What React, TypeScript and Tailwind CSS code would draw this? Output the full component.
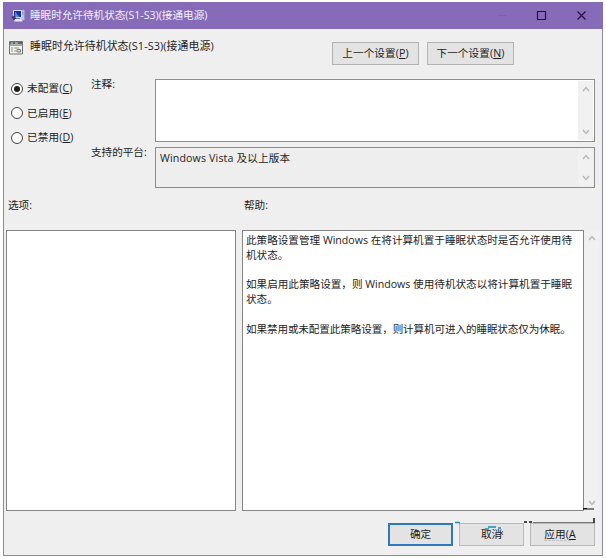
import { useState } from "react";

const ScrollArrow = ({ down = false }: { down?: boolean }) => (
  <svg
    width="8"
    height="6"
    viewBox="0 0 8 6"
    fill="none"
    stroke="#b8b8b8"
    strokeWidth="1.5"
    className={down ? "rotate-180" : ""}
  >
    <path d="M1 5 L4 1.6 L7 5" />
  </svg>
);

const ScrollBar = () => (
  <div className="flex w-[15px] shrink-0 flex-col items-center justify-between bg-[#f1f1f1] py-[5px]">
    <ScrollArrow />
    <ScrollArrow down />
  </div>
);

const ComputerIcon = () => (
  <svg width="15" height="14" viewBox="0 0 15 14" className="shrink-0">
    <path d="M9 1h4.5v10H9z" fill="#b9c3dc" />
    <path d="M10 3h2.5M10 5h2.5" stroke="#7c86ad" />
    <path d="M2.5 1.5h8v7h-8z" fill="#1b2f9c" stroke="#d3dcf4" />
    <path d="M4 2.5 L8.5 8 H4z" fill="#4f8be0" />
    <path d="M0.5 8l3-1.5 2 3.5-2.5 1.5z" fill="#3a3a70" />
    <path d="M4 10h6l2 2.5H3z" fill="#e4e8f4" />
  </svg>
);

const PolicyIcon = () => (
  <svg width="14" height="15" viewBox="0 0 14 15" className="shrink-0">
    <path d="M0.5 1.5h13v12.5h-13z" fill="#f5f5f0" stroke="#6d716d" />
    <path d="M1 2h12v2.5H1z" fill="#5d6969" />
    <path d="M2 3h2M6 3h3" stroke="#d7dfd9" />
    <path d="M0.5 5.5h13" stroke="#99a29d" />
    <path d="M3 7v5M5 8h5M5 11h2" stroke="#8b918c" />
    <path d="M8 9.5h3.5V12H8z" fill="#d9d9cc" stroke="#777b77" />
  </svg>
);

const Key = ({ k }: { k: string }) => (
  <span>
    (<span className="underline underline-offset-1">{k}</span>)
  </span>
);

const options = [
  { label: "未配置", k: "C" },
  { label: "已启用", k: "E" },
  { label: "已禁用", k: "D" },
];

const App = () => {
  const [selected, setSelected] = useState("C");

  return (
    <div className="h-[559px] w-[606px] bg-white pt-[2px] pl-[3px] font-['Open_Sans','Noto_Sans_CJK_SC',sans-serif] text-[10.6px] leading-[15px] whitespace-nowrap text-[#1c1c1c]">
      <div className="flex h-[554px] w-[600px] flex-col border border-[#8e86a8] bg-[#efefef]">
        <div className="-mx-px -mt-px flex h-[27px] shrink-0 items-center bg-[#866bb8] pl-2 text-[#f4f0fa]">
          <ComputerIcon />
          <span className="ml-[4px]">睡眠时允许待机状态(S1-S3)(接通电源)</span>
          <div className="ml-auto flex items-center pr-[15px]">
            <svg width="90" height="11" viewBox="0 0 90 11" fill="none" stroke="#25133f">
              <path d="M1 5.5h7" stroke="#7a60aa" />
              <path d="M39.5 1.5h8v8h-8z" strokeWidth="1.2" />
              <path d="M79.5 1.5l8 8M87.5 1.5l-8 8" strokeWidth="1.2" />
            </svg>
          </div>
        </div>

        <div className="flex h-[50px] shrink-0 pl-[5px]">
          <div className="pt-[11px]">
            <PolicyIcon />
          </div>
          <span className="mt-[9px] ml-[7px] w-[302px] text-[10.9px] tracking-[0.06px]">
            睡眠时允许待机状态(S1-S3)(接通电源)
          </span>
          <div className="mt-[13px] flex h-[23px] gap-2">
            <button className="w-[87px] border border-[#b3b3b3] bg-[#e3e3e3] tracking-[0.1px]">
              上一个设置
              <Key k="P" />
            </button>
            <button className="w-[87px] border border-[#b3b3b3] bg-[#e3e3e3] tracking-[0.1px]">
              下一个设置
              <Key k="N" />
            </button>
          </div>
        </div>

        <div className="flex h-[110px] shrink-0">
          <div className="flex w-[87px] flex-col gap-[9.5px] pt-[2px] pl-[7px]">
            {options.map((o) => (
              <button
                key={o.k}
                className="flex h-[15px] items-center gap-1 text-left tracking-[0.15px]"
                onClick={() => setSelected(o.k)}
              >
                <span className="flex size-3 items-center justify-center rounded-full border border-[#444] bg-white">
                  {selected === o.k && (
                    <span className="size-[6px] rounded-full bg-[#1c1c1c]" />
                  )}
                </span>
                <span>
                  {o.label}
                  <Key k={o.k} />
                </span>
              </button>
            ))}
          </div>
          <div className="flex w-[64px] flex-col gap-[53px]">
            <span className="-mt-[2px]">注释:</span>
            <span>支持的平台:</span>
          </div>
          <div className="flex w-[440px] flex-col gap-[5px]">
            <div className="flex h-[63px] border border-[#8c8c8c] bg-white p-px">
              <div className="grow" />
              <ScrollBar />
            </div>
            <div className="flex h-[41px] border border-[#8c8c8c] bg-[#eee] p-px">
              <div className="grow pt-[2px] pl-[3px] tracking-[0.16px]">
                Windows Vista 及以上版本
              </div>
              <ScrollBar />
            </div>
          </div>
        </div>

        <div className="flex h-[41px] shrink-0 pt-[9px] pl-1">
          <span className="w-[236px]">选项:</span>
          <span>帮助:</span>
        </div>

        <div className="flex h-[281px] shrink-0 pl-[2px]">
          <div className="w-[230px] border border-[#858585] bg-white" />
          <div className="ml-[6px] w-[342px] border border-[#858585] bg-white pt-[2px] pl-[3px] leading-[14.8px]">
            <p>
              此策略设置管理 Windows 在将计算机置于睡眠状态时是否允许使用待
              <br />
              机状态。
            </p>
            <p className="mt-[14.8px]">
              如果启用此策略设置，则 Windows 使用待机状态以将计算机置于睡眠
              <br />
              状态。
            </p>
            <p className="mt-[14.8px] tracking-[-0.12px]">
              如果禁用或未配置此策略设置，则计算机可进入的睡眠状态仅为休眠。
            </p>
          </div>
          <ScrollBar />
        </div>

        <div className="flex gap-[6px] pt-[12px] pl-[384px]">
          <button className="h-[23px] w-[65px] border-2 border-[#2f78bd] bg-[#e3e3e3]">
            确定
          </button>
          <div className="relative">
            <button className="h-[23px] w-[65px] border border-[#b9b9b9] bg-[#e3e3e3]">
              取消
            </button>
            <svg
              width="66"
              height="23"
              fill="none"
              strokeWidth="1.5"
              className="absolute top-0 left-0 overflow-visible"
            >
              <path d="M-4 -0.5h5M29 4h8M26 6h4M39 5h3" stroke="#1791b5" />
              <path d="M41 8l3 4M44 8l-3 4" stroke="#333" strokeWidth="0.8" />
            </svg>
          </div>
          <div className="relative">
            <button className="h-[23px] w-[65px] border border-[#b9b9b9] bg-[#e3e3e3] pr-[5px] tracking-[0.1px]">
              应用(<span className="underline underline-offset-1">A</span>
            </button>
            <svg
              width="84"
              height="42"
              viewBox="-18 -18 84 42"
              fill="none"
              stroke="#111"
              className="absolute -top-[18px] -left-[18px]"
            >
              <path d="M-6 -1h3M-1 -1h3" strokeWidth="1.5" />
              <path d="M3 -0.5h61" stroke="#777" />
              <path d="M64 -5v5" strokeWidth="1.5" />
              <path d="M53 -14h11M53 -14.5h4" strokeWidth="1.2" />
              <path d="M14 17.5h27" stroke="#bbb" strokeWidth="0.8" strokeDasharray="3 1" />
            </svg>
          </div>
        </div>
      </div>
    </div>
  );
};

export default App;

======

EXERCISE INSTRUCTIONS.
Filter the listing above by the word "full"; copy each line that passes.

COMPLETE ANSWER.
What React, TypeScript and Tailwind CSS code would draw this? Output the full component.
                <span className="flex size-3 items-center justify-center rounded-full border border-[#444] bg-white">
                    <span className="size-[6px] rounded-full bg-[#1c1c1c]" />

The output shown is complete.